Our sense of shame, and our awareness of it, is an important tool in offering a solution that keeps White Sharia and (even worse) MGTOW in the realm of stale and forced memes of this brief internet age we are living in. De Maistre notes the fragility of constitutional societies resides in their need to write down things which ought to be customary—they must shame by law where they cannot shame by custom. This article was originally intended to argue for the necessity of laws punishing adultery, for where loyalty collapses in the home, it necessarily follows with a collapse in broader society. Trust and troth are the cornerstones of a healthy community: adultery, especially in women, utterly shatters that, both because of the betrayal of the marital vow and because of the flouting of the familial hierarchy. Upon reflection, though, it is impossible to ignore how broken a society must be if it must legislate upon the preservation of loyalty in the most basic social unit.

It is on these matters that we must preserve and defend our shame—both within ourselves, a sense of shame at the grave transgression, and in others, in the way we treat those who have behaved shamefully. The success of any sort of Western diaspora in the coming civilizational shift utterly depends on the cohesion of a moral order within the diaspora; women shaming women, and women experiencing shame, is an incredibly important part of this, and the loss of shame is precisely what makes it possible for women to commit, and men to assent to, the destruction of the family—not just the nuclear family of the American Mittelstand, but the family as a subset of tribe—that accompanies acts of adultery and divorce.
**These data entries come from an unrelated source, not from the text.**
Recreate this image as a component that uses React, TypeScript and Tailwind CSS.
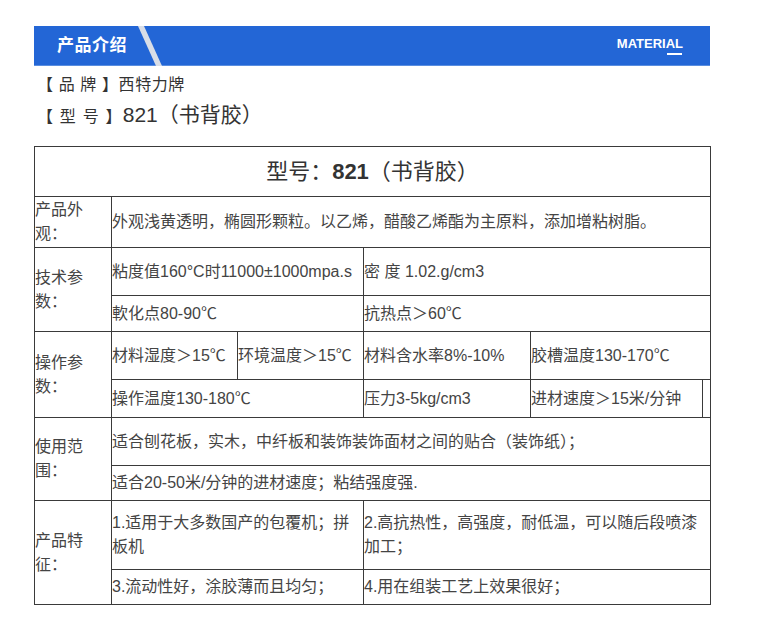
import React from 'react';

const font = { fontFamily: '"Liberation Sans", "Noto Sans CJK SC", sans-serif' };

function Cell({ children, colSpan, rowSpan }: { children?: React.ReactNode; colSpan?: number; rowSpan?: number }) {
  return (
    <td colSpan={colSpan} rowSpan={rowSpan} className="border border-[#3a3a3a] p-0 align-middle text-[16px] leading-[24px] text-[#444]">
      {children}
    </td>
  );
}

export default function App() {
  return (
    <div className="min-h-[625px] bg-white pt-[26px]" style={font}>
      <div className="ml-[34px] w-[676px]">
        <div className="flex h-[40px] items-center bg-[#2366d6] border-b border-[#5a8ee0]">
          <span className="pl-[23px] text-[17px] font-bold tracking-[0.5px] text-white">产品介绍</span>
          <svg width="26" height="40" viewBox="0 0 26 40" className="ml-[10px] self-start">
            <polygon points="1,0 7,0 25,40 19,40" fill="#d9dee7" />
          </svg>
          <div className="ml-auto mr-[27px] flex flex-col items-end">
            <span className="text-[13px] font-bold leading-[16px] text-white">MATERIAL</span>
            <span className="mr-[1px] mt-[1px] h-[2px] w-[15px] bg-white" />
          </div>
        </div>

        <div className="pl-[3px] pt-[4px] text-[#333]">
          <div className="text-[16px] leading-[30px] tracking-[0.6px]">【 品 牌 】西特力牌</div>
          <div className="text-[16px] leading-[30px]">
            <span className="tracking-[1.2px]">【 型 号 】</span>
            <span className="text-[21px]">821（书背胶）</span>
          </div>
        </div>

        <table className="mt-[14px] w-[676px] table-fixed border-collapse border border-[#3a3a3a]">
          <colgroup>
            <col className="w-[77px]" />
            <col className="w-[126px]" />
            <col className="w-[126px]" />
            <col className="w-[167px]" />
            <col className="w-[172px]" />
            <col className="w-[8px]" />
          </colgroup>
          <tbody>
            <tr className="h-[50px]">
              <td colSpan={6} className="border border-[#3a3a3a] text-center text-[22px] text-[#333]">
                型号：<b>821</b>（书背胶）
              </td>
            </tr>
            <tr className="h-[51px]">
              <Cell>产品外<br />观：</Cell>
              <Cell colSpan={5}>外观浅黄透明，椭圆形颗粒。以乙烯，醋酸乙烯酯为主原料，添加增粘树脂。</Cell>
            </tr>
            <tr className="h-[48px]">
              <Cell rowSpan={2}>技术参<br />数：</Cell>
              <Cell colSpan={2}>粘度值160°C时11000±1000mpa.s</Cell>
              <Cell colSpan={3}>密 度 1.02.g/cm3</Cell>
            </tr>
            <tr className="h-[36px]">
              <Cell colSpan={2}>軟化点80-90℃</Cell>
              <Cell colSpan={3}>抗热点＞60℃</Cell>
            </tr>
            <tr className="h-[48px]">
              <Cell rowSpan={2}>操作参<br />数：</Cell>
              <Cell>材料湿度＞15℃</Cell>
              <Cell>环境温度＞15℃</Cell>
              <Cell>材料含水率8%-10%</Cell>
              <Cell colSpan={2}>胶槽温度130-170℃</Cell>
            </tr>
            <tr className="h-[38px]">
              <Cell colSpan={2}>操作温度130-180℃</Cell>
              <Cell>压力3-5kg/cm3</Cell>
              <Cell>进材速度＞15米/分钟</Cell>
              <Cell />
            </tr>
            <tr className="h-[48px]">
              <Cell rowSpan={2}>使用范<br />围：</Cell>
              <Cell colSpan={5}>适合刨花板，实木，中纤板和装饰装饰面材之间的贴合（装饰纸）；</Cell>
            </tr>
            <tr className="h-[35px]">
              <Cell colSpan={5}>适合20-50米/分钟的进材速度；粘结强度强.</Cell>
            </tr>
            <tr className="h-[69px]">
              <Cell rowSpan={2}>产品特<br />征：</Cell>
              <Cell colSpan={2}>1.适用于大多数国产的包覆机；拼板机</Cell>
              <Cell colSpan={3}>2.高抗热性，高强度，耐低温，可以随后段喷漆加工；</Cell>
            </tr>
            <tr className="h-[35px]">
              <Cell colSpan={2}>3.流动性好，涂胶薄而且均匀；</Cell>
              <Cell colSpan={3}>4.用在组装工艺上效果很好；</Cell>
            </tr>
          </tbody>
        </table>
      </div>
    </div>
  );
}
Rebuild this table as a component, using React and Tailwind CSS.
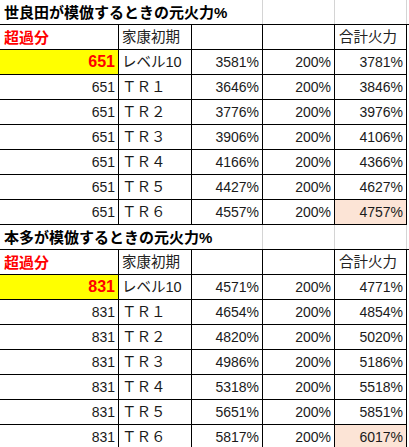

The preservation and encouragement of a culture of shame and embarrassment in our own ranks goes hand-in-glove with the passivist doctrine of becoming worthy of rule.

Likewise, the encouragement of a customary culture of shame escapes the descent into legalism that the new misogyny represents—the wife, as a social role, needs to be regulated, of course, but according to her station and purpose: women are social and customary by nature—applying male standards to them, as the Alt-Right has done both consciously and unwittingly (White Sharia is merely an extreme example), joins in with the Platonic cycle, because it accepts the liberty-equality dichotomy. Matrons need to take an active role in the customary regulation of maidens, as well as younger wives and mothers through the use of shame—and “as above, so below,” for the surface of a culture of this nature is shame, but the inner change of soul is the growth of virtue and honor. A woman who feels shame will raise sons who value honor.